Data shown →
****

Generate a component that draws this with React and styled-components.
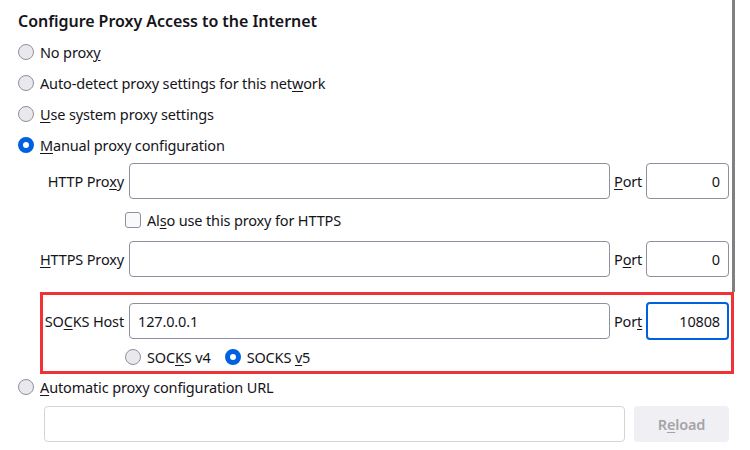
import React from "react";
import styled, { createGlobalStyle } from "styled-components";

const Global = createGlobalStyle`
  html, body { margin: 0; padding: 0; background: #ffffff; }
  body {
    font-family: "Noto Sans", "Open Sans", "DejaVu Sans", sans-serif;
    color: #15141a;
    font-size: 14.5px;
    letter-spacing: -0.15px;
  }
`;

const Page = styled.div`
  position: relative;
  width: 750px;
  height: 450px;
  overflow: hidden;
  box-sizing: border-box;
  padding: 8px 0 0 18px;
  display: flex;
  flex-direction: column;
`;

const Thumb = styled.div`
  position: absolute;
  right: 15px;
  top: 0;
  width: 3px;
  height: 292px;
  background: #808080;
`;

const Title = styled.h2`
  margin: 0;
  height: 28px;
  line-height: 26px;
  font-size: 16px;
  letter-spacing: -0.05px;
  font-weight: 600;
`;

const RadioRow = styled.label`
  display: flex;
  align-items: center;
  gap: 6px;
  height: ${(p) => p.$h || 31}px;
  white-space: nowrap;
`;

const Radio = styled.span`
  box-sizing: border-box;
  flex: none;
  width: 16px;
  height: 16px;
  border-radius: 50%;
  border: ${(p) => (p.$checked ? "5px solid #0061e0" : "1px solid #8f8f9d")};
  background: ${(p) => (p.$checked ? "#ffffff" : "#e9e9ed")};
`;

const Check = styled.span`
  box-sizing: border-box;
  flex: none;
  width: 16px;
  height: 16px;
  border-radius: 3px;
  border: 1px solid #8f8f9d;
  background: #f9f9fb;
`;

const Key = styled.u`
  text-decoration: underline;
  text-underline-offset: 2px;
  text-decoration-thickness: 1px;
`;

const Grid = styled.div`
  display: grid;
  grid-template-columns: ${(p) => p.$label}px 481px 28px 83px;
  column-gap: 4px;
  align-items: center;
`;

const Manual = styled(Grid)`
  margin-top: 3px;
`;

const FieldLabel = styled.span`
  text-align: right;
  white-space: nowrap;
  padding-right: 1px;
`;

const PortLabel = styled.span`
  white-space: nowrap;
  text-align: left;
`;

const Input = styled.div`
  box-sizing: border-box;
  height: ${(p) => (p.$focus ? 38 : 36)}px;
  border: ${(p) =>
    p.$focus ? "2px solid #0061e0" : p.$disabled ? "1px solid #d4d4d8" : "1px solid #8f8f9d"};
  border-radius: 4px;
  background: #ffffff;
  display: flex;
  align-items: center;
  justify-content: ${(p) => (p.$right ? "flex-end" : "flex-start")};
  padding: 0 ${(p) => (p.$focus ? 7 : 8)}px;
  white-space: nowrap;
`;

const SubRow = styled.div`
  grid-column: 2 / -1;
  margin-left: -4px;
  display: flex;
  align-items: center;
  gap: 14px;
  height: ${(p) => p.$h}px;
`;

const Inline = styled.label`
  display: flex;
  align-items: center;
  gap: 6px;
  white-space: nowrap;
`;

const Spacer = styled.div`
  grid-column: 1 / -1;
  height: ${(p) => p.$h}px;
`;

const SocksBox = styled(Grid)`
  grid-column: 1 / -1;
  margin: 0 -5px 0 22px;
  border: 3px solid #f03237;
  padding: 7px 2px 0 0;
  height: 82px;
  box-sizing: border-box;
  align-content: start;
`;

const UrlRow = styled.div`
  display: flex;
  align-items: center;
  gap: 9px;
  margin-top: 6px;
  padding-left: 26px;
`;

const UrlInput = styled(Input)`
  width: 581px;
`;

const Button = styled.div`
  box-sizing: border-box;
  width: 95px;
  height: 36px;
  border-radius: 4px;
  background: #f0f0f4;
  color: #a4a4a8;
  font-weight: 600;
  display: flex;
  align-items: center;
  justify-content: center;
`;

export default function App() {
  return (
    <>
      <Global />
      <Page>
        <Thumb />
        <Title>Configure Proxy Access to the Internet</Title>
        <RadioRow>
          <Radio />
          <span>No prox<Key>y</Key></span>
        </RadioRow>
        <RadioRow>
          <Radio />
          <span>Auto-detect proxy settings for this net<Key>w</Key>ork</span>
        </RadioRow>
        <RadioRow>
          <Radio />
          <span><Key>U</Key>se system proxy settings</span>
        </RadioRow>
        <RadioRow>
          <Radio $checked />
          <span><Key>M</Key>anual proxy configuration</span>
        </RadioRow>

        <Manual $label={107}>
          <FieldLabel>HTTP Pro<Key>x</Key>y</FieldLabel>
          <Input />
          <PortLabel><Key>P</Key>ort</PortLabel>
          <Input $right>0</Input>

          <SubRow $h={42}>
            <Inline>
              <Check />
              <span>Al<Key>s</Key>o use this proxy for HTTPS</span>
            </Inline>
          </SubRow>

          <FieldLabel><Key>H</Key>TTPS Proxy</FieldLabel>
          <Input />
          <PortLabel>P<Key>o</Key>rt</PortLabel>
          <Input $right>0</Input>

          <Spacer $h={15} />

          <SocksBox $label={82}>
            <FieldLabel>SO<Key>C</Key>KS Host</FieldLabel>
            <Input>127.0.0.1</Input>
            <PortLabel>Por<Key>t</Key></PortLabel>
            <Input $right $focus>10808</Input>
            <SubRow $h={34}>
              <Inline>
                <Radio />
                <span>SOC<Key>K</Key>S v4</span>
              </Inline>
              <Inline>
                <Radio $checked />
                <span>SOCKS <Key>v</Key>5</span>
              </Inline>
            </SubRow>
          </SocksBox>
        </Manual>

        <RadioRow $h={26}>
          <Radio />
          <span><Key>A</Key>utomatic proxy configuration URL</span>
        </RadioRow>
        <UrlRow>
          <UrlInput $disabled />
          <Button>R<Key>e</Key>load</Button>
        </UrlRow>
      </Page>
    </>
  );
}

****

Problem to work on → Go through the data above and find the lines with the word "React". Copy each of those lines.

Solution →
Generate a component that draws this with React and styled-components.
import React from "react";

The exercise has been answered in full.